Abul Hol claims that while his cell is authorized by standing orders to kill any Palestinian who carries an Israeli-issued weapon or who sells land to Israelis, he refers the decision on whether to kill other suspects to the Black Panthers' Jenin-area central committee.
"I am sure the committee has contact with higher authorities," he says. "If Fatah ordered us not to kill anyone, we would carry out the order to the letter, but I know of no decision to stop killing collaborators." Out of PLO's control
Abul Hol says he is still being paid $130 per month from what he knows to be Fatah funds, despite his continued work of seeking out and killing collaborators.
"I think the Palestinian leadership gave up trying to control this phenomenon a long time ago," says Yizhar Beer, head of the Israeli human rights watchdog B'tselem, which is currently preparing a report on collaborator killings. "They could not stop it."

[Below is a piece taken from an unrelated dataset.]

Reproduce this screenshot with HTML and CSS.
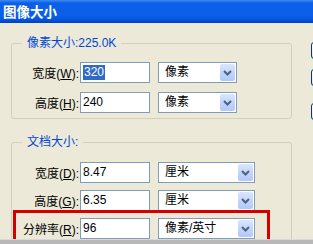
FILE: index.html
```html
<!DOCTYPE html>
<html>
<head>
<meta charset="utf-8">
<link rel="stylesheet" href="styles.css">
</head>
<body>
<div class="titlebar">图像大小</div>
<div class="content">
  <div class="main">
    <fieldset class="group g1">
      <legend>像素大小:225.0K</legend>
      <div class="rows">
        <div class="row">
          <span class="label">宽度(<u>W</u>):</span>
          <span class="field"><span class="sel">320</span></span>
          <span class="combo c1"><span class="combo-text">像素</span><span class="combo-btn"><svg width="15" height="17" viewBox="0 0 15 17"><path d="M4 7 L7.5 10.5 L11 7" fill="none" stroke="#4d6185" stroke-width="2"/></svg></span></span>
        </div>
        <div class="row">
          <span class="label">高度(<u>H</u>):</span>
          <span class="field">240</span>
          <span class="combo c1"><span class="combo-text">像素</span><span class="combo-btn"><svg width="15" height="17" viewBox="0 0 15 17"><path d="M4 7 L7.5 10.5 L11 7" fill="none" stroke="#4d6185" stroke-width="2"/></svg></span></span>
        </div>
      </div>
    </fieldset>
    <fieldset class="group g2">
      <legend>文档大小:</legend>
      <div class="rows rows2">
        <div class="row">
          <span class="label">宽度(<u>D</u>):</span>
          <span class="field">8.47</span>
          <span class="combo c2"><span class="combo-text">厘米</span><span class="combo-btn"><svg width="15" height="17" viewBox="0 0 15 17"><path d="M4 7 L7.5 10.5 L11 7" fill="none" stroke="#4d6185" stroke-width="2"/></svg></span></span>
        </div>
        <div class="row">
          <span class="label">高度(<u>G</u>):</span>
          <span class="field">6.35</span>
          <span class="combo c2"><span class="combo-text">厘米</span><span class="combo-btn"><svg width="15" height="17" viewBox="0 0 15 17"><path d="M4 7 L7.5 10.5 L11 7" fill="none" stroke="#4d6185" stroke-width="2"/></svg></span></span>
        </div>
        <div class="row">
          <span class="label">分辨率(<u>R</u>):</span>
          <span class="field">96</span>
          <span class="combo c2"><span class="combo-text">像素/英寸</span><span class="combo-btn"><svg width="15" height="17" viewBox="0 0 15 17"><path d="M4 7 L7.5 10.5 L11 7" fill="none" stroke="#4d6185" stroke-width="2"/></svg></span></span>
        </div>
      </div>
    </fieldset>
  </div>
  <div class="buttons">
    <span class="btn"></span>
    <span class="btn"></span>
    <span class="btn b3"></span>
  </div>
</div>
<div class="highlight"></div>
<div class="bottom-band"></div>
</body>
</html>
```

FILE: styles.css
```css
* { box-sizing: border-box; }
html, body { margin: 0; padding: 0; }
body {
  width: 313px;
  height: 244px;
  overflow: hidden;
  position: relative;
  background: #ece9d8;
  font-family: "Liberation Sans", "Noto Sans CJK SC", sans-serif;
  font-size: 12px;
  color: #000;
}
.titlebar {
  height: 23px;
  line-height: 23px;
  padding-left: 3px;
  color: #fff;
  font-family: "Noto Sans CJK SC", sans-serif;
  font-weight: bold;
  font-size: 13.5px;
  background: linear-gradient(to bottom, #3f8cf3 0, #0b5ee8 3px, #0a5fe8 16px, #0553dc 20px, #003fc0 23px);
}
.content {
  display: flex;
  padding-left: 11px;
}
.main {
  width: 281px;
  flex: none;
  display: flex;
  flex-direction: column;
}
.group {
  margin: 0;
  border: 1px solid #d0d0bf;
  border-radius: 3px;
  min-width: 0;
}
.group legend {
  margin-left: 10px;
  padding: 0 5px;
  height: 14px;
  line-height: 14px;
  color: #0046d5;
}
.g1 {
  margin-top: 13px;
  padding: 12px 0 5px 0;
}
.g2 {
  margin-top: 16px;
  padding: 13px 0 20px 0;
}
.rows {
  display: flex;
  flex-direction: column;
  gap: 9px;
}
.rows2 { gap: 7px; }
.row {
  display: flex;
  align-items: center;
  height: 21px;
}
.label {
  width: 68px;
  flex: none;
  text-align: right;
  padding-right: 1px;
  white-space: nowrap;
}
.field {
  width: 70px;
  height: 21px;
  flex: none;
  border: 1px solid #7f9db9;
  background: #fff;
  padding-left: 2px;
  line-height: 19px;
  white-space: nowrap;
}
.sel {
  display: inline-block;
  background: #316ac5;
  color: #fff;
  line-height: 15px;
  padding: 0 1px;
}
.combo {
  margin-left: 8px;
  height: 21px;
  flex: none;
  border: 1px solid #7f9db9;
  background: #fff;
  display: flex;
  justify-content: space-between;
}
.c1 { width: 79px; }
.c2 { width: 97px; }
.combo-text {
  padding-left: 6px;
  line-height: 19px;
  white-space: nowrap;
}
.combo-btn {
  width: 15px;
  height: 17px;
  margin: 1px;
  border-radius: 2px;
  background: linear-gradient(to bottom, #dbe6fd 0, #c4d5fb 50%, #b3c8f7 100%);
  display: flex;
}
.buttons {
  margin-left: 19px;
  padding-top: 19px;
  display: flex;
  flex-direction: column;
  flex: none;
}
.btn {
  display: block;
  width: 75px;
  height: 17px;
  border: 1px solid #003c74;
  border-radius: 3px;
  background: linear-gradient(to bottom, #ffffff, #ecebe6 80%, #d6d0c5);
  margin-bottom: 10px;
}
.btn.b3 { margin-top: 7px; }
.highlight {
  position: absolute;
  left: 13px;
  top: 210px;
  width: 257px;
  height: 40px;
  border: 3px solid #d40000;
}
.bottom-band {
  position: absolute;
  left: 0;
  right: 0;
  bottom: 0;
  height: 5px;
  background: #b8b8b8;
  border-top: 1px solid #d8d8d8;
}
```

Husseini admits that more should have been done to control the killings.
"The trouble is that we are caught between the people's demand to get rid of collaborators and the very strong feeling that killing is wrong anyway," he explains.
"It was a mistake for the leadership ... to forbid all killings," he argues. "If the leadership had punished [collaborators] and forbidden anyone else to punish [them], the number of those killed would have been much lower. Now the only solution is to get rid of the occupation."